Given instruction. Filter the entries below, keeping only lines with the word "React".

%%

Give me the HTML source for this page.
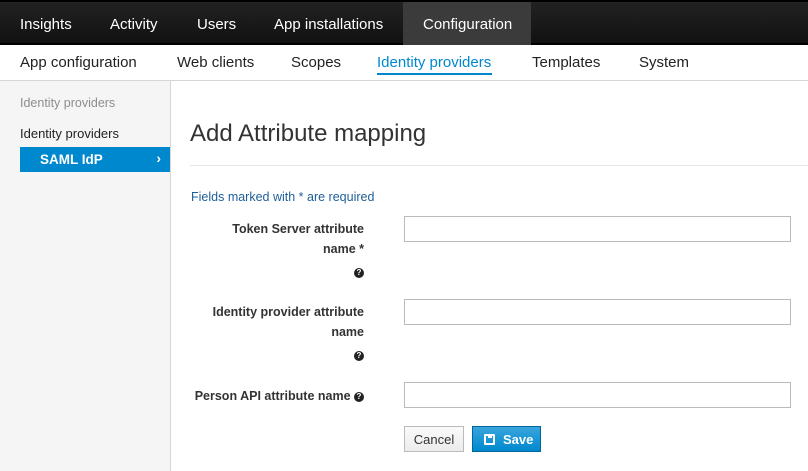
<!DOCTYPE html>
<html><head><meta charset="utf-8"><style>
*{margin:0;padding:0;box-sizing:border-box}
body{width:808px;height:471px;overflow:hidden;font-family:"Liberation Sans",sans-serif;background:#fff;position:relative;color:#333}
.top{position:absolute;left:0;top:0;width:808px;height:45px;background:linear-gradient(#222,#111);border-top:2px solid #000;border-bottom:2px solid #000}
.top span{position:absolute;top:14px;color:#fff;font-size:15px}
.act{position:absolute;left:403px;top:0;width:128px;height:43px;background:#3b3b3b}
.sub{position:absolute;left:0;top:45px;width:808px;height:36px;background:#fff;border-bottom:1px solid #d6d6d6}
.sub span{position:absolute;top:9px;font-size:15px;color:#222}
.side{position:absolute;left:0;top:81px;width:171px;height:390px;background:#f5f5f5;border-right:1px solid #d6d6d6}
.a{position:absolute;font-size:13px}
.lbl{position:absolute;font-size:12.5px;color:#333;text-align:right;font-weight:bold;width:180px;line-height:20px}
.q{display:inline-block;width:10px;height:10px;border-radius:50%;background:#222;color:#fff;font-size:8px;line-height:10px;text-align:center;font-weight:bold;vertical-align:middle}
.inp{position:absolute;left:404px;width:387px;height:26px;border:1px solid #bbb;background:#fff}
</style></head><body>
<div class="top"><div class="act"></div>
<span style="left:20px">Insights</span><span style="left:110px">Activity</span><span style="left:197px">Users</span><span style="left:274px">App installations</span><span style="left:423px">Configuration</span></div>
<div class="sub">
<span style="left:20px">App configuration</span><span style="left:177px">Web clients</span><span style="left:291px">Scopes</span>
<span style="left:377px;color:#0088ce">Identity providers</span>
<div style="position:absolute;left:377px;top:28px;width:115px;height:2px;background:#0088ce"></div>
<span style="left:532px">Templates</span><span style="left:639px">System</span></div>
<div class="side">
<div class="a" style="left:20px;top:15px;color:#8b8d8f;font-size:12.5px">Identity providers</div>
<div class="a" style="left:20px;top:45px;color:#222">Identity providers</div>
<div style="position:absolute;left:20px;top:66px;width:150px;height:25px;background:#0088ce;color:#fff;font-size:13.5px;font-weight:bold;padding:5px 0 0 20px">SAML IdP<span style="position:absolute;right:9px;top:4px">›</span></div>
</div>
<div class="a" style="left:190px;top:120px;font-size:24px;color:#333">Add Attribute mapping</div>
<div style="position:absolute;left:190px;top:165px;width:618px;height:1px;background:#e5e5e5"></div>
<div class="a" style="left:191px;top:190px;font-size:12.5px;color:#1f5f99">Fields marked with * are required</div>
<div class="lbl" style="left:184px;top:219px">Token Server attribute<br>name *<br><span style="line-height:26px"><span class="q">?</span></span></div>
<div class="inp" style="top:216px"></div>
<div class="lbl" style="left:184px;top:302px">Identity provider attribute<br>name<br><span style="line-height:26px"><span class="q">?</span></span></div>
<div class="inp" style="top:299px"></div>
<div class="lbl" style="left:184px;top:386px;width:180px">Person API attribute name <span class="q">?</span></div>
<div class="inp" style="top:382px"></div>
<div style="position:absolute;left:404px;top:426px;width:60px;height:26px;border:1px solid #bbb;background:linear-gradient(#fafafa,#ececec);font-size:13px;text-align:center;line-height:25px;color:#333">Cancel</div>
<div style="position:absolute;left:472px;top:426px;width:69px;height:26px;border:1px solid #00659c;background:linear-gradient(#39a5dc,#0088ce);font-size:13px;font-weight:bold;color:#fff;line-height:25px;padding-left:30px">Save
<div style="position:absolute;left:11px;top:7px;width:11px;height:11px;border:2px solid #fff;border-radius:1px"><div style="position:absolute;left:2px;top:-1px;width:4px;height:3px;background:#fff"></div></div></div>
</body></html>
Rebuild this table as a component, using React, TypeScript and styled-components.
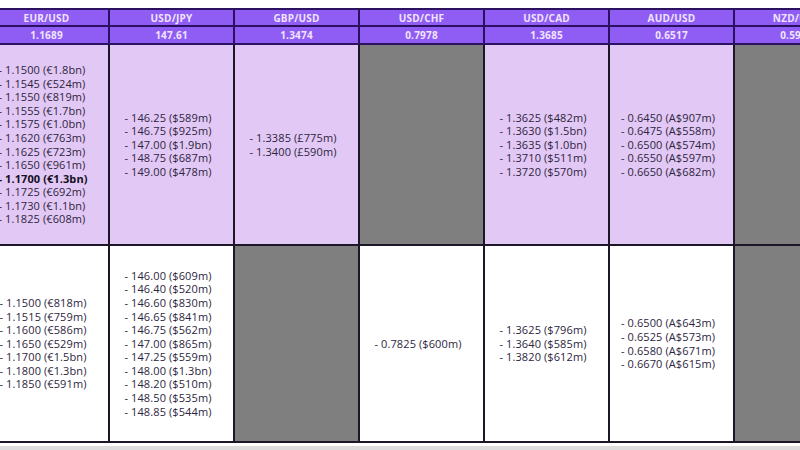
import React from "react";
import styled, { createGlobalStyle } from "styled-components";

const Global = createGlobalStyle`
  html, body { margin: 0; padding: 0; background: #ffffff; }
  body { width: 800px; height: 450px; overflow: hidden; }
`;

const Page = styled.div`
  width: 800px;
  height: 450px;
  overflow: hidden;
  padding-top: 8px;
  box-sizing: border-box;
  background: #ffffff;
`;

const Table = styled.div`
  display: grid;
  grid-template-columns: repeat(7, 125px);
  grid-template-rows: 17px 18px 201px 197px;
  margin-left: -15px;
  width: 875px;
  border-top: 2px solid #2b1160;
`;

const HeadCell = styled.div`
  box-sizing: border-box;
  background: #8f5df3;
  border-right: 2px solid #2b1160;
  border-bottom: 2px solid #2b1160;
  color: #f1e4ff;
  font-family: "Open Sans", "Liberation Sans", sans-serif;
  font-weight: 700;
  font-size: 10px;
  letter-spacing: 0.2px;
  display: flex;
  align-items: center;
  justify-content: center;
  line-height: 1;
`;

const BodyCell = styled.div<{ $tone: "purple" | "white" | "gray" }>`
  box-sizing: border-box;
  background: ${(p) =>
    p.$tone === "purple" ? "#e2c8f4" : p.$tone === "gray" ? "#7f7f7f" : "#ffffff"};
  border-right: 2px solid #1c1626;
  border-bottom: 2px solid #1c1626;
  display: flex;
  align-items: center;
  justify-content: center;
  padding-right: 7px;
`;

const List = styled.div`
  font-family: "Open Sans", "Liberation Sans", sans-serif;
  font-size: 11px;
  line-height: 13.6px;
  letter-spacing: 0.1px;
  color: #2d2540;
  text-align: left;
  white-space: nowrap;
`;

const Item = styled.div<{ $bold?: boolean }>`
  font-weight: ${(p) => (p.$bold ? 700 : 400)};
  color: ${(p) => (p.$bold ? "#15101f" : "#2d2540")};
`;

const BottomStrip = styled.div`
  margin-top: 3px;
  height: 6px;
  background: #dcdcdc;
`;

type Entry = { t: string; b?: boolean };
type Pair = { name: string; price: string; top: Entry[] | null; bottom: Entry[] | null };

const e = (arr: string[]): Entry[] => arr.map((t) => ({ t }));

const pairs: Pair[] = [
  {
    name: "EUR/USD",
    price: "1.1689",
    top: [
      ...e([
        "1.1500 (€1.8bn)",
        "1.1545 (€524m)",
        "1.1550 (€819m)",
        "1.1555 (€1.7bn)",
        "1.1575 (€1.0bn)",
        "1.1620 (€763m)",
        "1.1625 (€723m)",
        "1.1650 (€961m)",
      ]),
      { t: "1.1700 (€1.3bn)", b: true },
      ...e(["1.1725 (€692m)", "1.1730 (€1.1bn)", "1.1825 (€608m)"]),
    ],
    bottom: e([
      "1.1500 (€818m)",
      "1.1515 (€759m)",
      "1.1600 (€586m)",
      "1.1650 (€529m)",
      "1.1700 (€1.5bn)",
      "1.1800 (€1.3bn)",
      "1.1850 (€591m)",
    ]),
  },
  {
    name: "USD/JPY",
    price: "147.61",
    top: e([
      "146.25 ($589m)",
      "146.75 ($925m)",
      "147.00 ($1.9bn)",
      "148.75 ($687m)",
      "149.00 ($478m)",
    ]),
    bottom: e([
      "146.00 ($609m)",
      "146.40 ($520m)",
      "146.60 ($830m)",
      "146.65 ($841m)",
      "146.75 ($562m)",
      "147.00 ($865m)",
      "147.25 ($559m)",
      "148.00 ($1.3bn)",
      "148.20 ($510m)",
      "148.50 ($535m)",
      "148.85 ($544m)",
    ]),
  },
  {
    name: "GBP/USD",
    price: "1.3474",
    top: e(["1.3385 (£775m)", "1.3400 (£590m)"]),
    bottom: null,
  },
  {
    name: "USD/CHF",
    price: "0.7978",
    top: null,
    bottom: e(["0.7825 ($600m)"]),
  },
  {
    name: "USD/CAD",
    price: "1.3685",
    top: e([
      "1.3625 ($482m)",
      "1.3630 ($1.5bn)",
      "1.3635 ($1.0bn)",
      "1.3710 ($511m)",
      "1.3720 ($570m)",
    ]),
    bottom: e(["1.3625 ($796m)", "1.3640 ($585m)", "1.3820 ($612m)"]),
  },
  {
    name: "AUD/USD",
    price: "0.6517",
    top: e([
      "0.6450 (A$907m)",
      "0.6475 (A$558m)",
      "0.6500 (A$574m)",
      "0.6550 (A$597m)",
      "0.6650 (A$682m)",
    ]),
    bottom: e([
      "0.6500 (A$643m)",
      "0.6525 (A$573m)",
      "0.6580 (A$671m)",
      "0.6670 (A$615m)",
    ]),
  },
  {
    name: "NZD/USD",
    price: "0.5950",
    top: null,
    bottom: null,
  },
];

const Cell: React.FC<{ entries: Entry[] | null; tone: "purple" | "white" }> = ({
  entries,
  tone,
}) => (
  <BodyCell $tone={entries ? tone : "gray"}>
    {entries && (
      <List>
        {entries.map((en, i) => (
          <Item key={i} $bold={en.b}>
            - {en.t}
          </Item>
        ))}
      </List>
    )}
  </BodyCell>
);

export default function App() {
  return (
    <Page>
      <Global />
      <Table>
        {pairs.map((p) => (
          <HeadCell key={p.name + "h"}>{p.name}</HeadCell>
        ))}
        {pairs.map((p) => (
          <HeadCell key={p.name + "p"}>{p.price}</HeadCell>
        ))}
        {pairs.map((p) => (
          <Cell key={p.name + "t"} entries={p.top} tone="purple" />
        ))}
        {pairs.map((p) => (
          <Cell key={p.name + "b"} entries={p.bottom} tone="white" />
        ))}
      </Table>
      <BottomStrip />
    </Page>
  );
}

%%

Solution.
Rebuild this table as a component, using React, TypeScript and styled-components.
import React from "react";
const Cell: React.FC<{ entries: Entry[] | null; tone: "purple" | "white" }> = ({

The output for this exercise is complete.